Padahal pabrik ini berguna sebagai pemasukan baru warga karena mampu menyerap produksi sagu di 14 kilang Sungai Tohor dan mengolahnya menjadi sagu kering dan turunannya seperti mi, kerupuk, beras, gula dan pangan lainnya.

Menurutnya kendalanya kembali pada besarnya modal yang dibutuhkan, “ Kalau hanya menelan biaya Rp1-Rp2 juta, sudah jalan (Sentra Sagu Terpadu). Kita akan mengambil bahan baku di 14 kilang itu. Kalau 700 ton saja sebulan x Rp2 ribu/kg sagu sudah Rp1,4 miliar, diolah dan diantar. Itu untuk sekali dan duitnya belum masuk. Sementara sagu ini masuk lagi. Coba, duit dari mana, tak mampu kita kalau sendiri seperti itu," jelasnya.

Khusus untuk perhutanan sosial, Kepala Kesatuan Pengelolaan Hutan (KKPH) Tebing Tinggi, Sri Irianto mengaku dalam waktu dekat akan merangkul warga dan mencoba mencari alternatif lainnya seperti skema baru agar warga dan pemerintah dapat memanfaatkan keberadaan hutan desa.

"Sebetulnya yang masih menjadi masalah sampai saat ini yaitu kawasan hutan itu mestinya memberikan akses legal untuk kegiatan masyarakat.

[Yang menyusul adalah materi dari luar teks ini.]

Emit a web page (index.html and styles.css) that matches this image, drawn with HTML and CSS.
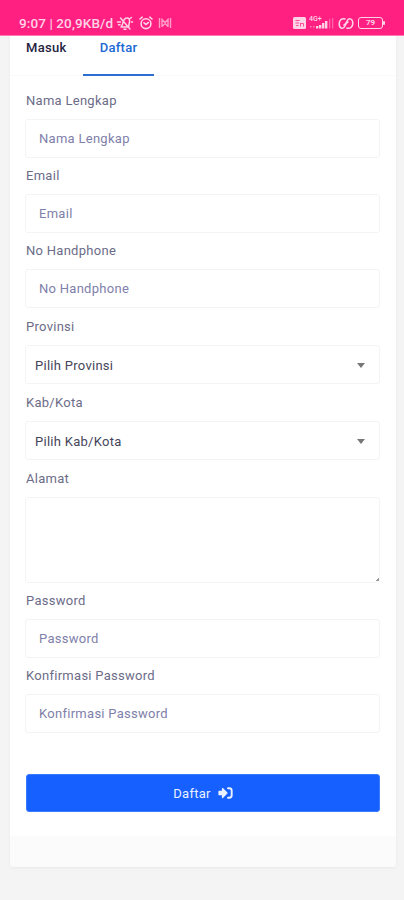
FILE: index.html
```
<!DOCTYPE html>
<html lang="id">
<head>
<meta charset="utf-8">
<meta name="viewport" content="width=device-width, initial-scale=1">
<title>Daftar</title>
<link rel="stylesheet" href="styles.css">
</head>
<body>
<header class="status">
  <span class="clock">9:07 | 20,9KB/d</span>
  <svg class="mute" width="18" height="16" viewBox="0 0 18 16" fill="none" stroke="currentColor" stroke-width="1.5" stroke-linecap="round" stroke-linejoin="round"><path d="M5 12c1.200-1 1.500-2.500 2-4.500C7.800 4.500 9 3 11 3s3 1.500 2.500 4l-1 5H5M8 14.300h2M4.500 3l9.500 11M1.500 7h3M2.500 9.800h1.500M14 3.500l1.500-1M15.500 7h1"/></svg>
  <svg class="alarm" width="14" height="14" viewBox="0 0 14 14" fill="none" stroke="currentColor" stroke-width="1.600" stroke-linecap="round"><circle cx="7" cy="7.7" r="4.900"/><path d="M1 3l2.200-1.800M13 3l-2.200-1.800M5 6.800l2 1.600 2.300-1.800"/></svg>
  <svg class="cast" width="14" height="12" viewBox="0 0 14 12" fill="none" stroke="currentColor" stroke-width="1.400"><path d="M1.500 1v10M12.500 1v10M4 10V2.500l3 3 3-3V10M4 9.500l3-3 3 3"/></svg>
  <span class="spacer"></span>
  <svg class="volte" width="13" height="12" viewBox="0 0 13 12"><rect width="13" height="12" rx="1.500" fill="currentColor"/><path d="M2.500 3.500h4M2.500 6h3.500M7 6.500h3.500v3M7.500 6.500v3M3 8.500h2.500" fill="none" stroke="#ff4c9a"/></svg>
  <span class="signal"><span class="net">4G+</span>
    <svg width="25" height="12" viewBox="0 0 25 12" fill="currentColor"><path d="M7 9h2.400v2.500H7zM10 8h2.400v3.500H10zM13 6h2.400v5.500H13zM16 4h2.400v7.500H16z"/><path d="M20 2h1.300v9.500H20zM23 1h1.300v10.500H23z" opacity=".4"/><path d="M1 9h1.500v1.500H1zM4 9h1.500v1.500H4z" opacity=".55"/></svg>
  </span>
  <svg class="link" width="16" height="13" viewBox="0 0 16 13" fill="none" stroke="currentColor" stroke-width="1.600" stroke-linecap="round"><path d="M7 1.900C3.500 1 1.200 3.500 1.200 6.700c0 2.600 1.400 4.500 3.300 4.500C7.600 11.200 6.500 6 10 5"/><path d="M9 11.100c3.500.9 5.800-1.600 5.800-4.800 0-2.600-1.400-4.500-3.300-4.500C8.400 1.800 9.500 7 6 8"/></svg>
  <span class="battery">79</span>
</header>
<main class="card">
  <nav class="tabs"><a class="tab">Masuk</a><a class="tab active">Daftar</a></nav>
  <form class="form">
    <label class="label" for="nama">Nama Lengkap</label>
    <input class="control" id="nama" placeholder="Nama Lengkap">
    <label class="label" for="email">Email</label>
    <input class="control" id="email" placeholder="Email">
    <label class="label" for="hp">No Handphone</label>
    <input class="control tall-gap" id="hp" placeholder="No Handphone">
    <label class="label" for="prov">Provinsi</label>
    <div class="control select tall-gap" id="prov"><span>Pilih Provinsi</span><i class="caret"></i></div>
    <label class="label" for="kota">Kab/Kota</label>
    <div class="control select tall-gap" id="kota"><span>Pilih Kab/Kota</span><i class="caret"></i></div>
    <label class="label" for="alamat">Alamat</label>
    <div class="area-wrap"><textarea class="control area" id="alamat"></textarea><i class="grip"></i></div>
    <label class="label" for="pass">Password</label>
    <input class="control" id="pass" placeholder="Password">
    <label class="label" for="konf">Konfirmasi Password</label>
    <input class="control" id="konf" placeholder="Konfirmasi Password">
    <button class="submit" type="button"><span>Daftar</span>
      <svg width="15" height="12" viewBox="0 0 15 12"><path d="M1 4.300h3.500V1.500L9 6l-4.500 4.500V7.700H1z" fill="currentColor" stroke="currentColor" stroke-width="1.200" stroke-linejoin="round"/><path d="M10 1.300h1.300c1.500 0 2.400.9 2.400 2.400v4.600c0 1.500-.9 2.400-2.400 2.400H10" fill="none" stroke="currentColor" stroke-width="1.900" stroke-linecap="round"/></svg>
    </button>
  </form>
  <footer class="foot"></footer>
</main>
</body>
</html>
```
FILE: styles.css
```
* { box-sizing: border-box; }
body {
  margin: 0;
  height: 900px;
  overflow: hidden;
  background: #f4f4f4;
  font-family: Roboto, sans-serif;
  font-size: 13px;
  letter-spacing: .28px;
  color: #6c6c88;
}
.status {
  display: flex;
  align-items: center;
  height: 36px;
  padding: 11px 20px 0 19px;
  background: #ff2082;
  border-bottom: 1px solid #ff79b3;
  color: #ffd3e6;
  letter-spacing: 0;
}
.clock { width: 96px; font-size: 13.5px; letter-spacing: .1px; font-weight: 500; white-space: nowrap; }
.mute { margin-left: 1px; }
.alarm { margin-left: 5px; }
.cast { margin-left: 5px; opacity: .7; }
.spacer { flex: 1; }
.signal { position: relative; display: flex; margin-left: 3px; }
.net { position: absolute; left: 0; top: -2px; font-size: 7px; line-height: 8px; font-weight: 500; }
.link { margin-left: 4px; }
.battery {
  position: relative;
  width: 25px;
  height: 12px;
  margin: 0 1px 0 4px;
  border: 1.5px solid currentColor;
  border-radius: 3px;
  font-size: 8px;
  line-height: 10px;
  font-weight: 700;
  text-align: center;
}
.battery::after {
  content: "";
  position: absolute;
  right: -3px;
  top: 3px;
  width: 2px;
  height: 4px;
  background: currentColor;
  border-radius: 1px;
}
.card {
  width: 386px;
  height: 831px;
  margin-left: 10px;
  display: flex;
  flex-direction: column;
  background: #fff;
  border-radius: 0 0 4px 4px;
  box-shadow: 0 1px 3px rgba(0, 0, 0, .05);
}
.tabs {
  display: flex;
  height: 40px;
  flex: none;
  border-bottom: 1px solid #f9f9fa;
}
.tab {
  width: 73px;
  height: 40px;
  padding: 3px 0 0 16px;
  line-height: 18px;
  font-weight: 500;
  color: #25233f;
}
.tab.active {
  width: 71px;
  text-align: center;
  padding: 3px 0 0;
  color: #2068d4;
  border-bottom: 2px solid #2c6fd1;
}
.form {
  display: flex;
  flex-direction: column;
  padding: 15px 16px 0 15px;
  flex: 1;
}
.label { height: 20px; line-height: 20px; margin: 0 0 8px 1px; }
.control {
  display: block;
  height: 39px;
  flex: none;
  width: 355px;
  margin: 0 0 8px;
  padding: 0 13px;
  border: 1px solid #f4f4f6;
  border-radius: 3px;
  background: #fff;
  font: inherit;
  letter-spacing: inherit;
  color: #45455a;
}
.control::placeholder { color: #8080aa; opacity: 1; }
.control.tall-gap { margin-bottom: 9px; }
.control.select {
  display: flex;
  align-items: center;
  justify-content: space-between;
  padding: 1px 14px 0 9px;
}
.caret {
  border: 4px solid transparent;
  border-top: 5px solid #777;
  border-bottom: 0;
}
.area-wrap { position: relative; }
.control.area { height: 86px; resize: none; }
.grip {
  position: absolute;
  right: 1px;
  top: 81px;
  width: 3px;
  height: 3px;
  background: linear-gradient(135deg, transparent 40%, #999 40%);
}
.submit {
  display: flex;
  align-items: center;
  justify-content: center;
  gap: 7px;
  width: 354px;
  height: 38px;
  margin: 33px 0 0 1px;
  padding: 0;
  border: 1px solid #3b7bff;
  border-radius: 3px;
  background: #1660ff;
  color: #eaf1ff;
  font: inherit;
  letter-spacing: inherit;
}
.foot { height: 31px; flex: none; background: #fbfbfb; border-radius: 0 0 4px 4px; }
```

Akses legal itu ada penerimaan negara yang disetorkan oleh masyarakat yang berkegiatan di situ. Selama ini kan tidak ada," terangnya.

"Misalnya ada beberapa perizinan yang sudah terbit namun dalam operasionalnya ada kendala akhirnya tidak bisa berjalan. Seperti LPHD di Sungai Tohor itu saya katakan belum operasional. Padahal ada perizinannya. Itu nanti akan menjadi prioritas kami," tegasnya.

Kepala Dinas Lingkungan Hidup dan Kehutanan Riau Mamun Murod meminta waktu untuk menyelesaikan semua permasalahan ini. Termasuk semua pencapaian yang ada di bawah jajarannya. Hal itu lantaran dia baru saja dilantik pada Senin, 15 Juni 2020 menggantikan pejabat sebelumnya, Ervin Rizaldi.

"Tentunya saya sebagai pejabat baru akan mempelajari dulu sampai sejauh mana pelaksanaan perhutanan sosial saat ini. Namun intinya, saya akan mencoba untuk menyelesaikan segala persoalan terkait perhutanan sosial ini," terangnya.